When you cling tightly to one outcome, you limit yourself. But when you stay open, you create space for possibilities you couldn’t have predicted. Some of the most meaningful experiences I’ve had came from plans that failed. Conversations I wouldn’t have had. Skills I wouldn’t have developed. Confidence I wouldn’t have built.

If everything had gone exactly according to my original blueprint, I might have missed those lessons entirely.

Living without a perfect plan doesn’t mean drifting aimlessly. I still have goals. I still set intentions. But now, I hold them gently. I allow room for growth, for change, for unexpected opportunities.

I’ve learned to ask different questions. Instead of “How do I control the outcome?” I ask, “How can I show up fully in this moment?” Instead of “What if this doesn’t work?” I ask, “What will this teach me?”

That shift changed everything.

There’s a quiet confidence that comes from knowing you can adapt. It’s steadier than the confidence that comes from certainty. It’s rooted in self-trust, not prediction.

I no longer panic when I don’t have every detail figured out. I no longer feel behind when my timeline doesn’t match someone else’s. I’ve accepted that clarity often comes through movement, not before it.

Looking back, I realize I wasn’t actually searching for a perfect plan. I was searching for reassurance. I wanted proof that everything would work out. But no plan can promise that.

What can promise growth is willingness — willingness to try, to adjust, to begin again when needed.

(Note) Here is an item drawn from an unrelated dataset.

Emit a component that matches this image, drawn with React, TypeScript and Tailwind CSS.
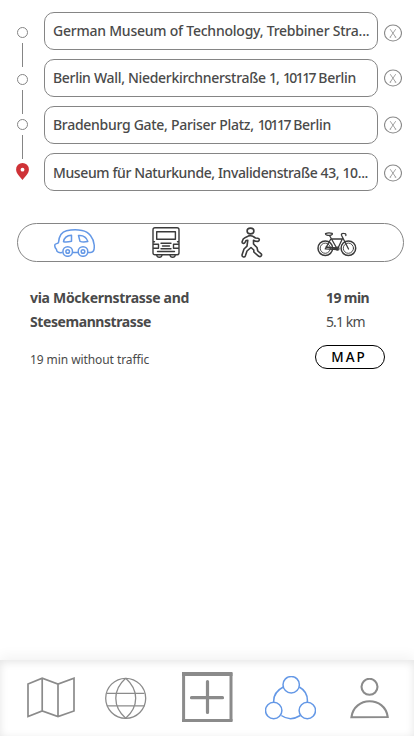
import React from "react";

const stops = [
  { street: "German Museum of Technology, Trebbiner Stra...", cls: "tracking-[-0.23px]" },
  { street: "Berlin Wall, Niederkirchnerstraße ", no: "1,", zip: "10117", city: " Berlin", cls: "tracking-[-0.31px]" },
  { street: "Bradenburg Gate, Pariser Platz,", zip: "10117", city: " Berlin", cls: "tracking-[-0.29px]" },
  { street: "Museum für Naturkunde, Invalidenstraße 43, 10...", cls: "tracking-[-0.39px] pt-0.5" },
];

const Dot = ({ className = "" }: { className?: string }) => (
  <span className={`h-[11px] w-[11px] rounded-full border border-[#858585] ${className}`} />
);

const Line = ({ className = "" }: { className?: string }) => (
  <span className={`h-6 w-px bg-[#858585] ${className}`} />
);

function Rail() {
  return (
    <div className="flex w-[13px] shrink-0 flex-col items-center pt-[15px]">
      <Dot />
      <Line className="mt-[5px]" />
      <Dot className="mt-[7px]" />
      <Line className="mt-[5px]" />
      <Dot className="mt-[5px]" />
      <Line className="mt-[5px]" />
      <svg className="mt-1 h-[17px] w-[13px]" viewBox="0 0 13 17">
        <path
          d="M6.5 0A6.4 6.4 0 0 0 .1 6.4C.1 10.5 4 13.5 6.5 17c2.500-3.500 6.400-6.500 6.400-10.600A6.400 6.400 0 0 0 6.500 0Z"
          fill="#cf3237"
        />
        <circle cx="6.500" cy="6.700" r="1.900" fill="#fff" />
      </svg>
    </div>
  );
}

const Remove = ({ className = "" }: { className?: string }) => (
  <button className={`block h-[18px] w-[18px] ${className}`} aria-label="Remove stop">
    <svg className="h-[18px] w-[18px]" viewBox="0 0 18 18" fill="none" stroke="#8a8a8a">
      <ellipse cx="9" cy="9" rx="8.500" ry="8" strokeWidth="1.100" />
      <path d="M6.200 5.200 11.700 13.200M11.700 5.200 6.200 13.200M5.700 13.200h1.400M10.800 13.200h1.400" strokeWidth=".8" />
    </svg>
  </button>
);

const CarIcon = () => (
  <svg className="h-7 w-[41px]" viewBox="0 0 41 28" fill="none" stroke="#6498e6" strokeWidth="1.500" strokeLinejoin="round" strokeLinecap="round">
    <path d="M8 23.500C5 24 2.500 23 2.500 20.500 1 19 .5 17 1 15.500 2 14.500 4 14.700 4.500 13.500 5 8 7 3 12.500 1.800c5-1.100 11-1.100 15.500-.4C35 2.500 39.500 9 40.200 16c.3 4-.5 7-2.700 7.200-1 .2-2 .2-3 .2M19.300 23.500h4.200" />
    <path d="M9.500 12.700C10 9 12 6.500 17.500 6.200v6c-3 .7-6 .8-8 .5ZM24.500 6.500c5-.4 8 1.500 9.300 6-3 .6-6 .5-7.800-.1Z" />
    <circle cx="13.700" cy="22.500" r="4.800" /><circle cx="13.700" cy="22.500" r="1.800" />
    <circle cx="29" cy="22.500" r="4.800" /><circle cx="29" cy="22.500" r="1.800" />
  </svg>
);

const BusIcon = () => (
  <svg className="h-[31px] w-7" viewBox="0 0 28 31" fill="none" stroke="#3b3b3b" strokeWidth="1.400" strokeLinejoin="round" strokeLinecap="round">
    <path d="M3 .8h22q2 0 2 2v23q0 2-2 2H3q-2 0-2-2v-23Q1 .8 3 .8ZM4.700 4.700h18.700v7.500H4.700ZM1 17.300h5.500v4H1M27 17.300h-5.500v4H27M9 16.300h10M10.500 19h7M9 21.700h10M5.500 24.500h17M1 14.700h1.500M25.500 14.700H27" />
    <path d="M4.700 28c.4 3 4.900 3 5.300 0M18 28c.4 3 4.900 3 5.300 0" />
  </svg>
);

const WalkIcon = () => (
  <svg className="h-[31px] w-[23px]" viewBox="0 0 23 31" fill="none" stroke="#3b3b3b" strokeWidth="1.600" strokeLinejoin="round">
    <ellipse cx="9.500" cy="4" rx="3.400" ry="2.900" />
    <path d="M7 9.200C5 10 3.500 10.700 2.200 12L1 15c.1 1.800 2.500 1.800 3 .5l1-2 1.800-.3-.8 6-3 2.800L1 28c-.2 2.200 2.700 2.600 3.300 1L6 24l4-3.500 2.800 2.500v2l5 4.300c1.800 1 3.700-1.200 2.400-2.400l-3.400-2.900-.8-3.500-3.500-3.500v-3.800l2 1 2.500.2c1.800-.3 1.800-3-.1-3.200l-2.400-.2-2.300-1.500c-1.200-1-4-1.100-5.200-.3Z" />
  </svg>
);

const BikeIcon = () => (
  <svg className="h-[25px] w-10" viewBox="0 0 40 25" fill="none" stroke="#3b3b3b" strokeWidth="1.300" strokeLinejoin="round" strokeLinecap="round">
    <circle cx="8.300" cy="16.200" r="7.300" strokeWidth="1.500" /><circle cx="8.300" cy="16.200" r="5.100" strokeWidth=".9" />
    <circle cx="31.400" cy="16.200" r="7.300" strokeWidth="1.500" /><circle cx="31.400" cy="16.200" r="5.100" strokeWidth=".9" />
    <path d="M8.500 1.700c2-.9 4.800-.8 6.700-.3.600 1-1 1.800-2.200 2-2 0-4.500-.5-4.500-1.700ZM12.500 3.500l8 14M13.800 7h11.500l-5 10.500-12-.6L13.800 7ZM9 15l10 1M31.500 17 24.500 3.200c-.3-1.500.5-2 2-1.900 1.700 0 2.700.7 2.300 2.200" />
    <circle cx="20.500" cy="16.700" r="1.500" />
  </svg>
);

function Stops() {
  return (
    <section className="flex pl-4 pt-3">
      <Rail />
      <div className="ml-[15px] flex w-[334px] flex-col gap-[9px]">
        {stops.map((s) => (
          <div key={s.street} className="flex h-[38px] items-center rounded-[10px] border border-[#858585] pl-2">
            <span className={`whitespace-pre text-[14px] leading-5 font-medium text-[#4a4a4a] ${s.cls}`}>
              {s.street}
              {s.no && <span className="tracking-[-1px]">{s.no}</span>}
              {s.zip && <span className="pl-[2px] tracking-[-1.600px]">{" " + s.zip}</span>}
              {s.city}
            </span>
          </div>
        ))}
      </div>
      <div className="ml-1.5 flex flex-col pt-3">
        <Remove />
        <Remove className="mt-[27px]" />
        <Remove className="mt-[29px]" />
        <Remove className="mt-[30px]" />
      </div>
    </section>
  );
}

function BottomNav() {
  return (
    <nav className="flex h-[76px] items-start pl-[27px] shadow-[0_-4px_12px_rgba(0,0,0,0.05),inset_0_2px_8px_rgba(0,0,0,0.11)]">
      <svg className="mt-[17px] h-[41px] w-12" viewBox="0 0 48 41" fill="none" stroke="#8b8b8b" strokeWidth="1.700">
        <path d="M1 7 15.200 1.200 31 7 47 1.200V34L31 39.500 15.200 34 1 39.500ZM15.200 1.200V34M31 7v32.500" />
      </svg>
      <svg className="ml-[30px] mt-[17px] h-[42px] w-[42px]" viewBox="0 0 42 42" fill="none" stroke="#8b8b8b" strokeWidth="1.300">
        <circle cx="20.700" cy="21.300" r="20" />
        <path d="M20.700 1.300C7.500 13 7.500 29.500 20.700 41.300M20.700 1.300C34 13 34 29.500 20.700 41.300M2 16.300h37.500M2 28.800h37.500" />
      </svg>
      <svg className="ml-[35px] mt-3 h-[51px] w-[51px]" viewBox="0 0 51 51" fill="none" stroke="#8b8b8b">
        <path d="M0 2h50.500" strokeWidth="4" /><path d="M1.600 1v48" strokeWidth="3" />
        <path d="M49 1v48" strokeWidth="3" /><path d="M0 48.500h50.500" strokeWidth="3.200" />
        <path d="M25.500 9.500v31M9.500 25.700h31" strokeWidth="3.200" strokeLinecap="round" />
      </svg>
      <svg className="ml-8 mt-4 h-[44px] w-[51px]" viewBox="0 0 51 44" fill="none" stroke="#6498e6" strokeWidth="1.500">
        <circle cx="26.200" cy="8.700" r="8.200" /><circle cx="8.700" cy="34.500" r="8.200" /><circle cx="42.300" cy="34.500" r="8.200" />
        <path d="M18.300 11C11.500 14.500 8.300 20 8.700 26.300M34.300 11c6.200 3.500 8.600 9 8 15.300M16.300 39.500c5.500 3.900 12.700 3.900 19 0" />
      </svg>
      <svg className="ml-[34px] mt-[18px] h-[41px] w-[39px]" viewBox="0 0 39 41" fill="none" stroke="#8b8b8b" strokeWidth="2.100">
        <circle cx="19.500" cy="8.800" r="8" />
        <path d="M1.400 39.300C4 18 35 18 37.700 39Z" />
      </svg>
    </nav>
  );
}

export default function App() {
  return (
    <main className="flex h-[736px] w-[414px] flex-col overflow-hidden bg-white font-['Noto_Sans','Open_Sans',sans-serif] text-[#4a4a4a]">
      <Stops />
      <div className="ml-[17px] mt-8 flex h-[39px] w-[387px] shrink-0 rounded-full border border-[#858585]">
        <div className="ml-9 mt-[5px]"><CarIcon /></div>
        <div className="ml-[57px] mt-[3px]"><BusIcon /></div>
        <div className="ml-[61px] mt-[3px]"><WalkIcon /></div>
        <div className="ml-[53px] mt-[8px]"><BikeIcon /></div>
      </div>
      <section className="flex grow pl-[30px] pt-6">
        <div className="w-[285px]">
          <h1 className="text-[14px] leading-6 font-bold">
            <span className="block whitespace-nowrap tracking-[-0.300px]">via Möckernstrasse and</span>
            <span className="block whitespace-nowrap tracking-[-0.420px]">Stesemannstrasse</span>
          </h1>
          <p className="mt-4 text-[12px] leading-5 tracking-[-0.080px]">19 min without traffic</p>
        </div>
        <div>
          <div className="pl-[11px] text-[14px] leading-6 font-bold tracking-[-0.600px]">19 min</div>
          <div className="pl-[11px] text-[14px] leading-6 tracking-[-0.900px]">5.1 km</div>
          <button className="mt-[11px] flex h-6 w-[70px] items-center justify-center rounded-full border border-black pr-0.5 text-[13.500px] leading-5 font-medium tracking-[2px] text-black">MAP</button>
        </div>
      </section>
      <BottomNav />
    </main>
  );
}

Today, my life doesn’t fit into a neat, predictable structure. Some days are uncertain. Some goals are still forming. But I feel more grounded than I ever did when I was obsessively planning every detail.

Because now, I trust myself more than I trust a blueprint.

I’ve learned that it’s okay not to know exactly where you’re headed. It’s okay to pivot. It’s okay for dreams to evolve.

You don’t need a perfect plan to build a meaningful life.